Q9C2K9  (Q9C2K9_NEUCS) -  Importin subunit alpha from Neurospora crassa

Seq: 548 a.a.

Struc: 421 a.a.

Enzyme reactions

• Enzyme class: E.C.?

DOI no: 10.1371/journal.pone.0128687

Plos One 10:e0128687 (2015)

PubMed id: 26091498

Structure of Importin-α from a Filamentous Fungus in Complex with a Classical Nuclear Localization Signal.
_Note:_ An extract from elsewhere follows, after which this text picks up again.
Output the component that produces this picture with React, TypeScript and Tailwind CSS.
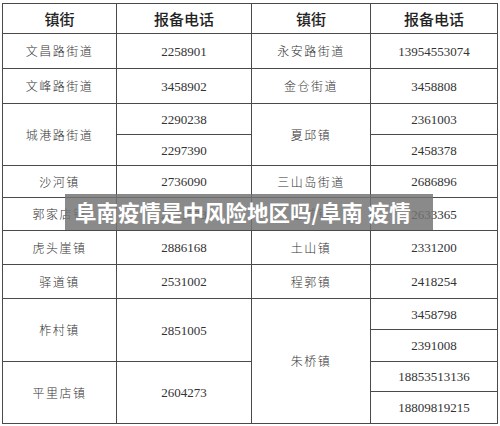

N.E.Bernardes, A.A.Takeda, T.R.Dreyer, F.Z.Freitas, M.C.Bertolini, M.R.Fontes.

ABSTRACT

Neurospora crassa is a filamentous fungus that has been extensively studied as a model organism for eukaryotic biology, providing fundamental insights into cellular processes such as cell signaling, growth and differentiation. To advance in the study of this multicellular organism, an understanding of the specific mechanisms for protein transport into the cell nucleus is essential. Importin-α (Imp-α) is the receptor for cargo proteins that contain specific nuclear localization signals (NLSs) that play a key role in the classical nuclear import pathway. Structures of Imp-α from different organisms (yeast, rice, mouse, and human) have been determined, revealing that this receptor possesses a conserved structural scaffold. However, recent studies have demonstrated that the Impα mechanism of action may vary significantly for different organisms or for different isoforms from the same organism. Therefore, structural, functional, and biophysical characterization of different Impα proteins is necessary to understand the selectivity of nuclear transport. Here, we determined the first crystal structure of an Impα from a filamentous fungus which is also the highest resolution Impα structure already solved to date (1.75 Å). In addition, we performed calorimetric analysis to determine the affinity and thermodynamic parameters of the interaction between Imp-α and the classical SV40 NLS peptide. The comparison of these data with previous studies on Impα proteins led us to demonstrate that N. crassa Imp-α possess specific features that are distinct from mammalian Imp-α but exhibit important similarities to rice Imp-α, particularly at the minor NLS binding site.